Comédie de Molière, mise en scène de Isabelle Starkier, avec Eva Castro, Daniel Jean, Pierre Yves Le Louarn (ou Jean-Marie Lecoq), Stéphane Miquel et Sarah Sandre.

Isabelle Starkier a choisi de monter "Monsieur de Pourceaugnac", comédie-ballet peu connue de Molière, sur le mode de la commedia dell'arte en misant sur le grotesque et de la bouffonnerie qui conviennent bien à cette tragi-comédie débridée qui entraîne sa victime dans une descente aux enfers cauchemardesque.

Monsieur de Pourceaugnac, gentilhomme de province mal averti des mœurs parisiennes, monte à la capitale pour épouser une jeune fille de bonne famille chèrement monnayée. Hélas, la pécore a déjà un galant et le couple, aidé d'un un valet doublé d'un voyou napolitain et d'une servante entremetteuse, va manigancer maints stratagèmes et fourberies pour l'en dégoûter et lui faire passer l'envie de les empêcher de danser en rond. Mais le bonhomme candide et sans malice a la comprenette difficile et s'acharne à vouloir intégrer une société qui ne se prive pourtant pas de lui signifier que sa présence n'est pas souhaitée.

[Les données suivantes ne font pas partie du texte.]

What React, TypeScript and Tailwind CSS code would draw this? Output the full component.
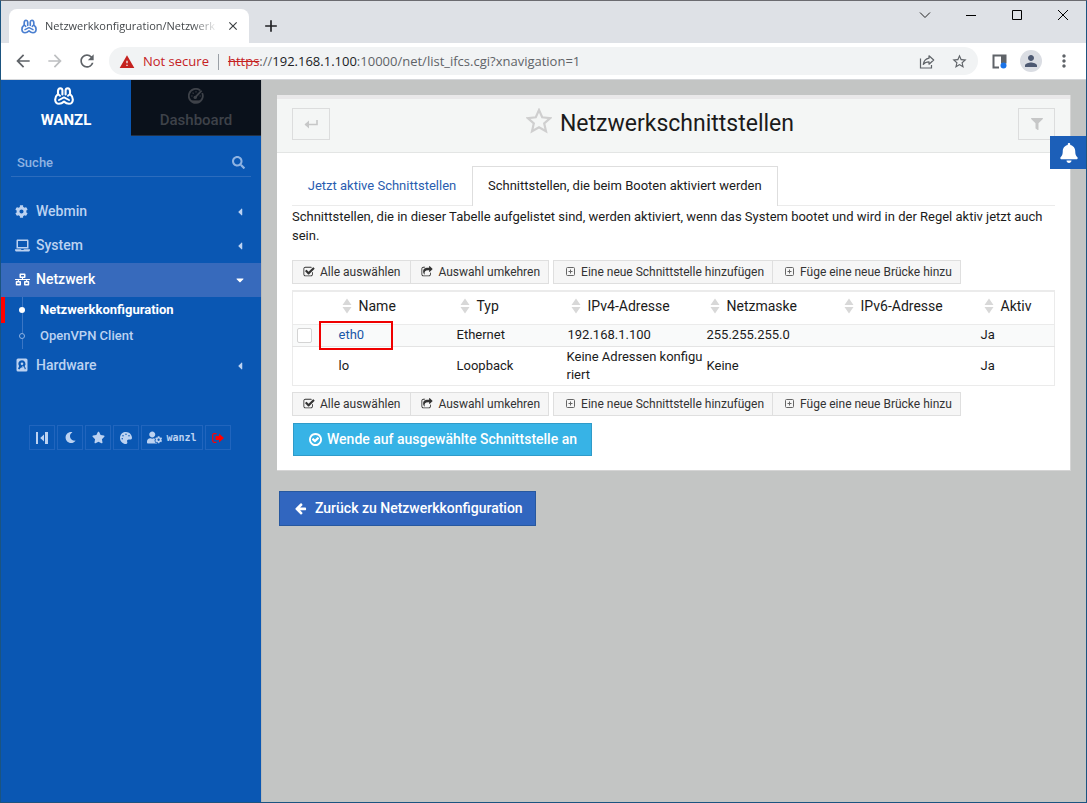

Il boira donc la coupe jusqu'à la lie : accusé de folie, purge et saigné de force par des médecins charlatans, mis en cause par de vraies fausses épouses et condamné pour polygamie par des juges sans scrupules, il ne parviendra à s'échapper qu'au prix d'un travestissement infamant qui le laissera dépouillé de tout, de son identité et de son amour propre, et délesté de son argent et même de ses vêtements. Toutefois, il ne s'en sort pas si mal par comparaison à George Dandin.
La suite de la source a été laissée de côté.